▶ DATA SHOWN:
-----

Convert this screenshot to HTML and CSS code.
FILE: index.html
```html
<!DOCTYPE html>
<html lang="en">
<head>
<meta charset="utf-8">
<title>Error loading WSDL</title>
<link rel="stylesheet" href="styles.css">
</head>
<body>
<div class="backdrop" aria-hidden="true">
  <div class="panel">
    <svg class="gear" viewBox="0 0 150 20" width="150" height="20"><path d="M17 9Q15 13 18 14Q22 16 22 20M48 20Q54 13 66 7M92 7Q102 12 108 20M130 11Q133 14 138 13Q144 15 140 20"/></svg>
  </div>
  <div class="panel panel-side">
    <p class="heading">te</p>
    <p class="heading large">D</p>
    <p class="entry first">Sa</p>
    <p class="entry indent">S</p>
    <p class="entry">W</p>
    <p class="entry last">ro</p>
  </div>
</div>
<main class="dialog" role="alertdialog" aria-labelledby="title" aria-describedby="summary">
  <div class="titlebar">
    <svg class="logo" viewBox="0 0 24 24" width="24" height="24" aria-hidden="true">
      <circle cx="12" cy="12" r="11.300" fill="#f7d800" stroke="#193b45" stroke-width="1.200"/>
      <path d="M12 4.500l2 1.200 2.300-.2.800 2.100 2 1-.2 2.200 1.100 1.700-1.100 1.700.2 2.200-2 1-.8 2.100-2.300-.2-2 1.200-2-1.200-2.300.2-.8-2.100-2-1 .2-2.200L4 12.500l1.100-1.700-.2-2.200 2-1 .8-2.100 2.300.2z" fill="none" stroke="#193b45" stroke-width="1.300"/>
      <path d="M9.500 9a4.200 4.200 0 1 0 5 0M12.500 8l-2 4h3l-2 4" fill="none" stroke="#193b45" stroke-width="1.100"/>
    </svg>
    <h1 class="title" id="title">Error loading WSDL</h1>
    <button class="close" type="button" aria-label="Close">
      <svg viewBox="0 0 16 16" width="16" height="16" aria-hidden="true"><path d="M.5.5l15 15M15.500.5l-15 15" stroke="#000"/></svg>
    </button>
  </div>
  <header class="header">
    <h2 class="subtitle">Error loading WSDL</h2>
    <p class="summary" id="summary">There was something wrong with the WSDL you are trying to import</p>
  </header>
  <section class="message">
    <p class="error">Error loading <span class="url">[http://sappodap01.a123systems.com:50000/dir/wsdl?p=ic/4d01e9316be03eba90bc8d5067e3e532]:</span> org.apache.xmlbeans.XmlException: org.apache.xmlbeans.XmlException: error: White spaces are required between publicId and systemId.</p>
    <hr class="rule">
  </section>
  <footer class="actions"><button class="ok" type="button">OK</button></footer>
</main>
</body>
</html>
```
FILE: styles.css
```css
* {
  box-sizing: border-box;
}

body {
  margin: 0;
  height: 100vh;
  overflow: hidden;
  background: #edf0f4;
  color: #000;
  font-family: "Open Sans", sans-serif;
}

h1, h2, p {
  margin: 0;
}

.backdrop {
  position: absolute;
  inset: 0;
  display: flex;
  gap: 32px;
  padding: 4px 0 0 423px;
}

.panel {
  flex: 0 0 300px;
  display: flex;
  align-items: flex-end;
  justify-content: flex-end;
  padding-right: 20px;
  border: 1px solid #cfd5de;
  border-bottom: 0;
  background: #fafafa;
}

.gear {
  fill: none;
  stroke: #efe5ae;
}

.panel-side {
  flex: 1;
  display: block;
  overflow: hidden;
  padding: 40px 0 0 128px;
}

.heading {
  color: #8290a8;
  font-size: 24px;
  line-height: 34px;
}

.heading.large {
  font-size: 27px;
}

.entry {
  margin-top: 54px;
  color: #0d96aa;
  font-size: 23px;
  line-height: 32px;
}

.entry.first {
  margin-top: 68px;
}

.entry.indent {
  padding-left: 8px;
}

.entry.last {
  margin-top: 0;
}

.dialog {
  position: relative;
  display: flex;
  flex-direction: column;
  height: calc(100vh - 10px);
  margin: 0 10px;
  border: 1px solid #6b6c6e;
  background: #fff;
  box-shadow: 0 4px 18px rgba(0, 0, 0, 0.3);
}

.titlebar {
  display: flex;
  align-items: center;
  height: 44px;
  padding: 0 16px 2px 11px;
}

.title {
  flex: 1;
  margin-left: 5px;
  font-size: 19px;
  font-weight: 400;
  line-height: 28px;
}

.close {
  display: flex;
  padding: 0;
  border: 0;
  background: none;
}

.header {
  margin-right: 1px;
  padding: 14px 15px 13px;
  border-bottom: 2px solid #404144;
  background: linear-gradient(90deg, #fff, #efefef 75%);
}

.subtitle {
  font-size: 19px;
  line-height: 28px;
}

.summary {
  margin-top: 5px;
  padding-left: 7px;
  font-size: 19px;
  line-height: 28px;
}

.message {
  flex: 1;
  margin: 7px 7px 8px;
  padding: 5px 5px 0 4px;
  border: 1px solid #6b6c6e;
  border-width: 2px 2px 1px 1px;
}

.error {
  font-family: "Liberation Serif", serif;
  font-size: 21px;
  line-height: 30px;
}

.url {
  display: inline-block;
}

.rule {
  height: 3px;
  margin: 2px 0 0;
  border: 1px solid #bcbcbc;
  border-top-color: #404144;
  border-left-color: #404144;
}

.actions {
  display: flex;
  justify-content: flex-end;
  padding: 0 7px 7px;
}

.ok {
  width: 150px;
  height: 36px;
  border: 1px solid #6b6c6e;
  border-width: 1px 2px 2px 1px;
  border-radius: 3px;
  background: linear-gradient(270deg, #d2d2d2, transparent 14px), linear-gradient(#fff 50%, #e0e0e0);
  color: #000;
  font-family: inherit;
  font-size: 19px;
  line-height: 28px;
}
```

-----

▶ SHORT EXERCISE: Type out all of the material again, word for word.

▶ COMPLETED EXERCISE:
Convert this screenshot to HTML and CSS code.
FILE: index.html
```html
<!DOCTYPE html>
<html lang="en">
<head>
<meta charset="utf-8">
<title>Error loading WSDL</title>
<link rel="stylesheet" href="styles.css">
</head>
<body>
<div class="backdrop" aria-hidden="true">
  <div class="panel">
    <svg class="gear" viewBox="0 0 150 20" width="150" height="20"><path d="M17 9Q15 13 18 14Q22 16 22 20M48 20Q54 13 66 7M92 7Q102 12 108 20M130 11Q133 14 138 13Q144 15 140 20"/></svg>
  </div>
  <div class="panel panel-side">
    <p class="heading">te</p>
    <p class="heading large">D</p>
    <p class="entry first">Sa</p>
    <p class="entry indent">S</p>
    <p class="entry">W</p>
    <p class="entry last">ro</p>
  </div>
</div>
<main class="dialog" role="alertdialog" aria-labelledby="title" aria-describedby="summary">
  <div class="titlebar">
    <svg class="logo" viewBox="0 0 24 24" width="24" height="24" aria-hidden="true">
      <circle cx="12" cy="12" r="11.300" fill="#f7d800" stroke="#193b45" stroke-width="1.200"/>
      <path d="M12 4.500l2 1.200 2.300-.2.800 2.100 2 1-.2 2.200 1.100 1.700-1.100 1.700.2 2.200-2 1-.8 2.100-2.300-.2-2 1.200-2-1.200-2.300.2-.8-2.100-2-1 .2-2.200L4 12.500l1.100-1.700-.2-2.200 2-1 .8-2.100 2.300.2z" fill="none" stroke="#193b45" stroke-width="1.300"/>
      <path d="M9.500 9a4.200 4.200 0 1 0 5 0M12.500 8l-2 4h3l-2 4" fill="none" stroke="#193b45" stroke-width="1.100"/>
    </svg>
    <h1 class="title" id="title">Error loading WSDL</h1>
    <button class="close" type="button" aria-label="Close">
      <svg viewBox="0 0 16 16" width="16" height="16" aria-hidden="true"><path d="M.5.5l15 15M15.500.5l-15 15" stroke="#000"/></svg>
    </button>
  </div>
  <header class="header">
    <h2 class="subtitle">Error loading WSDL</h2>
    <p class="summary" id="summary">There was something wrong with the WSDL you are trying to import</p>
  </header>
  <section class="message">
    <p class="error">Error loading <span class="url">[http://sappodap01.a123systems.com:50000/dir/wsdl?p=ic/4d01e9316be03eba90bc8d5067e3e532]:</span> org.apache.xmlbeans.XmlException: org.apache.xmlbeans.XmlException: error: White spaces are required between publicId and systemId.</p>
    <hr class="rule">
  </section>
  <footer class="actions"><button class="ok" type="button">OK</button></footer>
</main>
</body>
</html>
```
FILE: styles.css
```css
* {
  box-sizing: border-box;
}

body {
  margin: 0;
  height: 100vh;
  overflow: hidden;
  background: #edf0f4;
  color: #000;
  font-family: "Open Sans", sans-serif;
}

h1, h2, p {
  margin: 0;
}

.backdrop {
  position: absolute;
  inset: 0;
  display: flex;
  gap: 32px;
  padding: 4px 0 0 423px;
}

.panel {
  flex: 0 0 300px;
  display: flex;
  align-items: flex-end;
  justify-content: flex-end;
  padding-right: 20px;
  border: 1px solid #cfd5de;
  border-bottom: 0;
  background: #fafafa;
}

.gear {
  fill: none;
  stroke: #efe5ae;
}

.panel-side {
  flex: 1;
  display: block;
  overflow: hidden;
  padding: 40px 0 0 128px;
}

.heading {
  color: #8290a8;
  font-size: 24px;
  line-height: 34px;
}

.heading.large {
  font-size: 27px;
}

.entry {
  margin-top: 54px;
  color: #0d96aa;
  font-size: 23px;
  line-height: 32px;
}

.entry.first {
  margin-top: 68px;
}

.entry.indent {
  padding-left: 8px;
}

.entry.last {
  margin-top: 0;
}

.dialog {
  position: relative;
  display: flex;
  flex-direction: column;
  height: calc(100vh - 10px);
  margin: 0 10px;
  border: 1px solid #6b6c6e;
  background: #fff;
  box-shadow: 0 4px 18px rgba(0, 0, 0, 0.3);
}

.titlebar {
  display: flex;
  align-items: center;
  height: 44px;
  padding: 0 16px 2px 11px;
}

.title {
  flex: 1;
  margin-left: 5px;
  font-size: 19px;
  font-weight: 400;
  line-height: 28px;
}

.close {
  display: flex;
  padding: 0;
  border: 0;
  background: none;
}

.header {
  margin-right: 1px;
  padding: 14px 15px 13px;
  border-bottom: 2px solid #404144;
  background: linear-gradient(90deg, #fff, #efefef 75%);
}

.subtitle {
  font-size: 19px;
  line-height: 28px;
}

.summary {
  margin-top: 5px;
  padding-left: 7px;
  font-size: 19px;
  line-height: 28px;
}

.message {
  flex: 1;
  margin: 7px 7px 8px;
  padding: 5px 5px 0 4px;
  border: 1px solid #6b6c6e;
  border-width: 2px 2px 1px 1px;
}

.error {
  font-family: "Liberation Serif", serif;
  font-size: 21px;
  line-height: 30px;
}

.url {
  display: inline-block;
}

.rule {
  height: 3px;
  margin: 2px 0 0;
  border: 1px solid #bcbcbc;
  border-top-color: #404144;
  border-left-color: #404144;
}

.actions {
  display: flex;
  justify-content: flex-end;
  padding: 0 7px 7px;
}

.ok {
  width: 150px;
  height: 36px;
  border: 1px solid #6b6c6e;
  border-width: 1px 2px 2px 1px;
  border-radius: 3px;
  background: linear-gradient(270deg, #d2d2d2, transparent 14px), linear-gradient(#fff 50%, #e0e0e0);
  color: #000;
  font-family: inherit;
  font-size: 19px;
  line-height: 28px;
}
```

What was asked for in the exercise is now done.